Meanwhile, the Democrats:
Babij and Orren-King had come with others on a bus that morning, arriving at a building so nondescript that Ken August, who lives in a Trump-flag adorned house across the street, didn’t know it was Harris’s headquarters. That, despite the activity: There had been five busses from Montclair, N.J. on that day, Babij said. Inside, the office had dozens of people coming and going.
Importantly, they were being tasked with trying to encourage voters to vote. There were scripts for what to say and an app on their phones with the people they were supposed to contact. There were stations through which volunteers would progress from sign-in to getting their materials and maps of their targeted neighborhoods.

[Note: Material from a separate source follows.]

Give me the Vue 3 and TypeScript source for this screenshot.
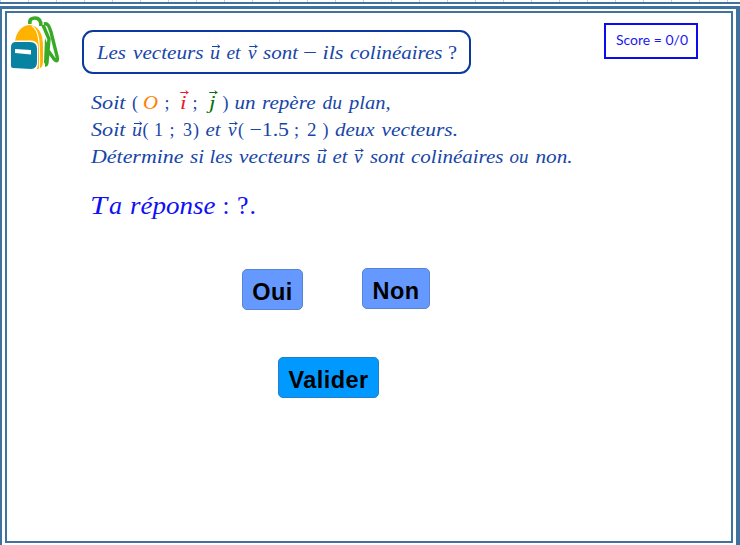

The reasons offered by the volunteers for their participation with the campaign were often very personal. For example, Daryl Fanelli, 34, teaches English as a Second Language at a high school in Scranton. “I want my kids to be able to stay here,” she explained, and to have the opportunities that America provides. Even though they were still in high school, she said, they were very “riled up” about the election.
Sheli Pratt-McHugh, 44, wore a sweatshirt for the gun-control-advocacy group Moms Demand Action. She was volunteering, she said, “for my daughter’s future.” That daughter, Penny, 6, hugged her mother’s leg as she spoke.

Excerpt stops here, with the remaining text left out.